INFORMATION SUPPLIED>
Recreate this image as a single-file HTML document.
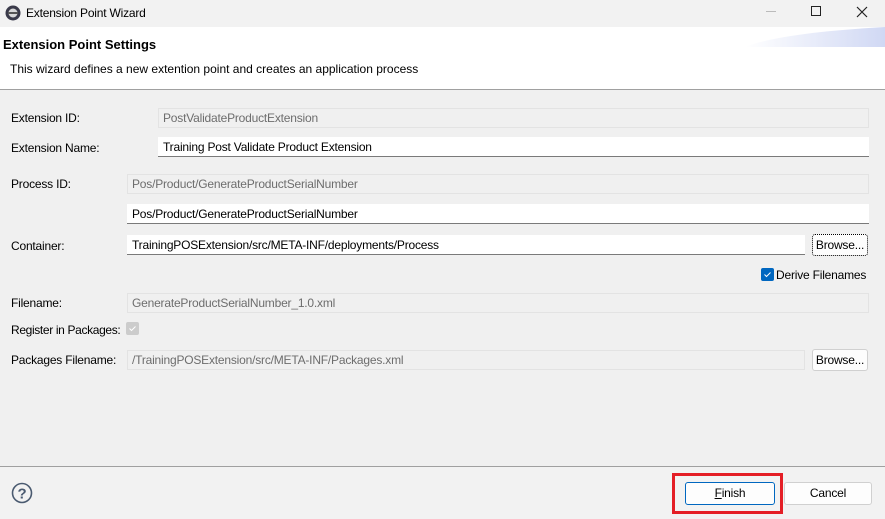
<!DOCTYPE html>
<html><head><style>
*{box-sizing:border-box;margin:0;padding:0}
body{width:885px;height:519px;background:#f0f0f0;font-family:"Liberation Sans",sans-serif;font-size:12px;color:#000;position:relative;overflow:hidden;letter-spacing:-0.2px}
.a{position:absolute;white-space:nowrap}
.in{position:absolute;height:20px;background:#fff;border-bottom:1px solid #7a7a7a;padding:3px 5px;white-space:nowrap}
.dis{position:absolute;height:20px;background:#f0f0f0;border:1px solid #e3e3e3;color:#6d6d6d;padding:2px 4px;white-space:nowrap}
.btn{position:absolute;background:#fdfdfd;border:1px solid #d0d0d0;border-radius:3px;text-align:center;line-height:20px}
</style></head><body>
<div class="a" style="left:0;top:0;width:885px;height:27px;background:#f2f2f2"></div>
<svg class="a" style="left:4px;top:4px" width="18" height="18" viewBox="0 0 18 18"><circle cx="9" cy="9" r="7.5" fill="#3a3a4a"/><circle cx="9" cy="9" r="4.5" fill="#d8d8d8"/><rect x="4" y="8" width="10" height="2" fill="#555"/></svg>
<div class="a" style="left:26px;top:6px">Extension Point Wizard</div>
<div class="a" style="left:766px;top:11px;width:10px;height:1px;background:#bbb"></div>
<div class="a" style="left:811px;top:6px;width:10px;height:10px;border:1px solid #222"></div>
<svg class="a" style="left:856px;top:6px" width="12" height="12"><path d="M1 1L11 11M11 1L1 11" stroke="#222" stroke-width="1.2"/></svg>
<div class="a" style="left:0;top:27px;width:885px;height:63px;background:#fff"></div>
<svg class="a" style="left:740px;top:27px" width="145" height="20"><defs><linearGradient id="g"><stop offset="0" stop-color="#fff"/><stop offset="1" stop-color="#d0d8f4"/></linearGradient></defs><path d="M5 20Q40 6 145 0V20Z" fill="url(#g)"/></svg>
<div class="a" style="left:3px;top:37px;font-weight:bold;font-size:13px;letter-spacing:0">Extension Point Settings</div>
<div class="a" style="left:10px;top:62px;letter-spacing:0">This wizard defines a new extention point and creates an application process</div>
<div class="a" style="left:0;top:89px;width:885px;height:1px;background:#a0a0a0"></div>
<div class="a" style="left:11px;top:111px">Extension ID:</div>
<div class="dis" style="left:158px;top:108px;width:711px">PostValidateProductExtension</div>
<div class="a" style="left:11px;top:141px">Extension Name:</div>
<div class="in" style="left:158px;top:137px;width:711px">Training Post Validate Product Extension</div>
<div class="a" style="left:11px;top:177px">Process ID:</div>
<div class="dis" style="left:127px;top:174px;width:742px">Pos/Product/GenerateProductSerialNumber</div>
<div class="in" style="left:127px;top:204px;width:742px">Pos/Product/GenerateProductSerialNumber</div>
<div class="a" style="left:11px;top:239px">Container:</div>
<div class="in" style="left:127px;top:235px;width:678px">TrainingPOSExtension/src/META-INF/deployments/Process</div>
<div class="btn" style="left:812px;top:234px;width:56px;height:22px;border:1px dotted #000">Browse...</div>
<div class="a" style="left:761px;top:268px;width:13px;height:13px;background:#0067c0;border-radius:2px"></div>
<svg class="a" style="left:761px;top:268px" width="13" height="13"><path d="M3.5 6.5L5.5 8.5L9.5 4.5" stroke="#fff" fill="none" stroke-width="1"/></svg>
<div class="a" style="left:776px;top:268px">Derive Filenames</div>
<div class="a" style="left:11px;top:296px">Filename:</div>
<div class="dis" style="left:127px;top:293px;width:742px">GenerateProductSerialNumber_1.0.xml</div>
<div class="a" style="left:11px;top:323px;letter-spacing:-0.35px">Register in Packages:</div>
<div class="a" style="left:126px;top:322px;width:13px;height:13px;background:#ccc;border-radius:2px"></div>
<svg class="a" style="left:126px;top:322px" width="13" height="13"><path d="M3.5 6.5L5.5 8.5L9.5 4.5" stroke="#fff" fill="none" stroke-width="1"/></svg>
<div class="a" style="left:11px;top:353px">Packages Filename:</div>
<div class="dis" style="left:127px;top:350px;width:678px">/TrainingPOSExtension/src/META-INF/Packages.xml</div>
<div class="btn" style="left:812px;top:349px;width:56px;height:22px">Browse...</div>
<div class="a" style="left:0;top:466px;width:885px;height:1px;background:#a0a0a0"></div>
<div class="a" style="left:0;top:467px;width:885px;height:52px;background:#f2f2f2"></div>
<svg class="a" style="left:11px;top:482px" width="22" height="22"><circle cx="11" cy="11" r="9.5" fill="none" stroke="#4a5a70" stroke-width="1.6"/><text x="11" y="16.5" text-anchor="middle" font-family="Liberation Sans" font-size="15" font-weight="bold" fill="#4a5a70">?</text></svg>
<div class="a" style="left:672px;top:473px;width:111px;height:41px;border:3px solid #e41e26"></div>
<div class="btn" style="left:685px;top:482px;width:90px;height:23px;border:1px solid #0067c0;background:#fdfdfd"><u>F</u>inish</div>
<div class="btn" style="left:784px;top:482px;width:88px;height:23px">Cancel</div>
</body></html>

SET EXERCISE> Pictures are excluded; copy all other data exactly as shown.

RESPONSE TO THIS EXERCISE>
Recreate this image as a single-file HTML document.
<!DOCTYPE html>
<html><head><style>
*{box-sizing:border-box;margin:0;padding:0}
body{width:885px;height:519px;background:#f0f0f0;font-family:"Liberation Sans",sans-serif;font-size:12px;color:#000;position:relative;overflow:hidden;letter-spacing:-0.2px}
.a{position:absolute;white-space:nowrap}
.in{position:absolute;height:20px;background:#fff;border-bottom:1px solid #7a7a7a;padding:3px 5px;white-space:nowrap}
.dis{position:absolute;height:20px;background:#f0f0f0;border:1px solid #e3e3e3;color:#6d6d6d;padding:2px 4px;white-space:nowrap}
.btn{position:absolute;background:#fdfdfd;border:1px solid #d0d0d0;border-radius:3px;text-align:center;line-height:20px}
</style></head><body>
<div class="a" style="left:0;top:0;width:885px;height:27px;background:#f2f2f2"></div>
<svg class="a" style="left:4px;top:4px" width="18" height="18" viewBox="0 0 18 18"><circle cx="9" cy="9" r="7.5" fill="#3a3a4a"/><circle cx="9" cy="9" r="4.5" fill="#d8d8d8"/><rect x="4" y="8" width="10" height="2" fill="#555"/></svg>
<div class="a" style="left:26px;top:6px">Extension Point Wizard</div>
<div class="a" style="left:766px;top:11px;width:10px;height:1px;background:#bbb"></div>
<div class="a" style="left:811px;top:6px;width:10px;height:10px;border:1px solid #222"></div>
<svg class="a" style="left:856px;top:6px" width="12" height="12"><path d="M1 1L11 11M11 1L1 11" stroke="#222" stroke-width="1.2"/></svg>
<div class="a" style="left:0;top:27px;width:885px;height:63px;background:#fff"></div>
<svg class="a" style="left:740px;top:27px" width="145" height="20"><defs><linearGradient id="g"><stop offset="0" stop-color="#fff"/><stop offset="1" stop-color="#d0d8f4"/></linearGradient></defs><path d="M5 20Q40 6 145 0V20Z" fill="url(#g)"/></svg>
<div class="a" style="left:3px;top:37px;font-weight:bold;font-size:13px;letter-spacing:0">Extension Point Settings</div>
<div class="a" style="left:10px;top:62px;letter-spacing:0">This wizard defines a new extention point and creates an application process</div>
<div class="a" style="left:0;top:89px;width:885px;height:1px;background:#a0a0a0"></div>
<div class="a" style="left:11px;top:111px">Extension ID:</div>
<div class="dis" style="left:158px;top:108px;width:711px">PostValidateProductExtension</div>
<div class="a" style="left:11px;top:141px">Extension Name:</div>
<div class="in" style="left:158px;top:137px;width:711px">Training Post Validate Product Extension</div>
<div class="a" style="left:11px;top:177px">Process ID:</div>
<div class="dis" style="left:127px;top:174px;width:742px">Pos/Product/GenerateProductSerialNumber</div>
<div class="in" style="left:127px;top:204px;width:742px">Pos/Product/GenerateProductSerialNumber</div>
<div class="a" style="left:11px;top:239px">Container:</div>
<div class="in" style="left:127px;top:235px;width:678px">TrainingPOSExtension/src/META-INF/deployments/Process</div>
<div class="btn" style="left:812px;top:234px;width:56px;height:22px;border:1px dotted #000">Browse...</div>
<div class="a" style="left:761px;top:268px;width:13px;height:13px;background:#0067c0;border-radius:2px"></div>
<svg class="a" style="left:761px;top:268px" width="13" height="13"><path d="M3.5 6.5L5.5 8.5L9.5 4.5" stroke="#fff" fill="none" stroke-width="1"/></svg>
<div class="a" style="left:776px;top:268px">Derive Filenames</div>
<div class="a" style="left:11px;top:296px">Filename:</div>
<div class="dis" style="left:127px;top:293px;width:742px">GenerateProductSerialNumber_1.0.xml</div>
<div class="a" style="left:11px;top:323px;letter-spacing:-0.35px">Register in Packages:</div>
<div class="a" style="left:126px;top:322px;width:13px;height:13px;background:#ccc;border-radius:2px"></div>
<svg class="a" style="left:126px;top:322px" width="13" height="13"><path d="M3.5 6.5L5.5 8.5L9.5 4.5" stroke="#fff" fill="none" stroke-width="1"/></svg>
<div class="a" style="left:11px;top:353px">Packages Filename:</div>
<div class="dis" style="left:127px;top:350px;width:678px">/TrainingPOSExtension/src/META-INF/Packages.xml</div>
<div class="btn" style="left:812px;top:349px;width:56px;height:22px">Browse...</div>
<div class="a" style="left:0;top:466px;width:885px;height:1px;background:#a0a0a0"></div>
<div class="a" style="left:0;top:467px;width:885px;height:52px;background:#f2f2f2"></div>
<svg class="a" style="left:11px;top:482px" width="22" height="22"><circle cx="11" cy="11" r="9.5" fill="none" stroke="#4a5a70" stroke-width="1.6"/><text x="11" y="16.5" text-anchor="middle" font-family="Liberation Sans" font-size="15" font-weight="bold" fill="#4a5a70">?</text></svg>
<div class="a" style="left:672px;top:473px;width:111px;height:41px;border:3px solid #e41e26"></div>
<div class="btn" style="left:685px;top:482px;width:90px;height:23px;border:1px solid #0067c0;background:#fdfdfd"><u>F</u>inish</div>
<div class="btn" style="left:784px;top:482px;width:88px;height:23px">Cancel</div>
</body></html>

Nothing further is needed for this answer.